The Op asked a simple question: "...  would I notice any serious 
difference in the aerial matching etc, between the use of 50 ohm and 75 
ohm coax at HF"
 I gave him a factual answer: if he has an antenna providing a close 
match to 50 Ohms, any length of 75 Ohm line between 0.15 wavelength and 
0.35 wavelength long (or corresponding odd multiples) will result in a 
SWR(50) greater than 2:1 at the radio. That covers one third of all 
possible line lengths - hardly an isolated "worst case".

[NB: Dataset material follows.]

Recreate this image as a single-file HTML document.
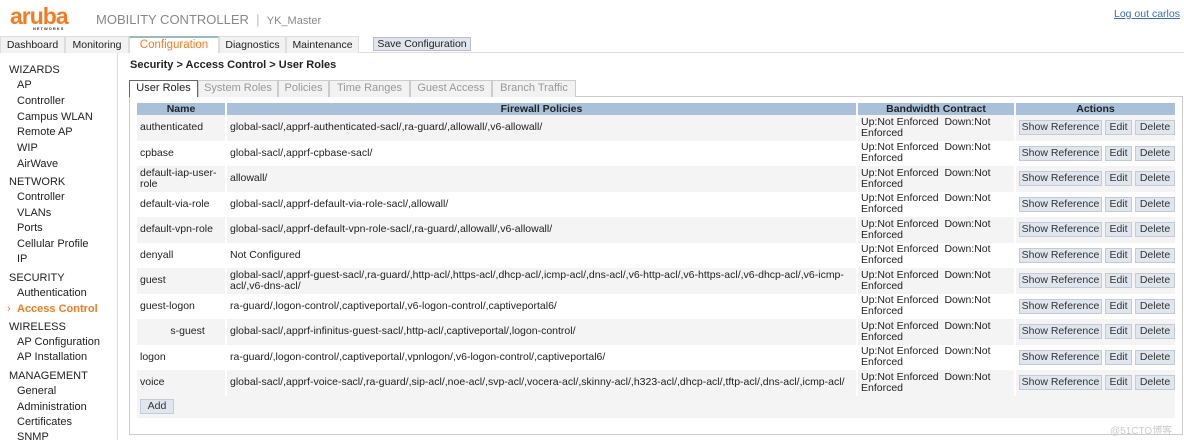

 Of course, those lengths are readily easy to avoid on a monoband 
antenna; not so easy on a 5-band 20m thru 10m beam with a single feedline!
73,
Steve G3TXQ
On 19/02/2013 19:16, Jim Brown wrote:
 
On 2/19/2013 10:54 AM, Steve Hunt wrote:
 The SWR on the 75 Ohm line will be 1.5:1, but if the line is a 
quarter-wave or odd multiple long, the 50 Ohm load impedance is 
transformed to 75*1.5 or 112.5 Ohms - that's an SWR(50) of 2.25:1.
 In fact any line length between 0.15 wavelength and 0.35 wavelength 
will transform the load impedance to produce an SWR(50) greater than 
2:1.
 
My, my -- some of us do work pretty hard to find worst case scenarios.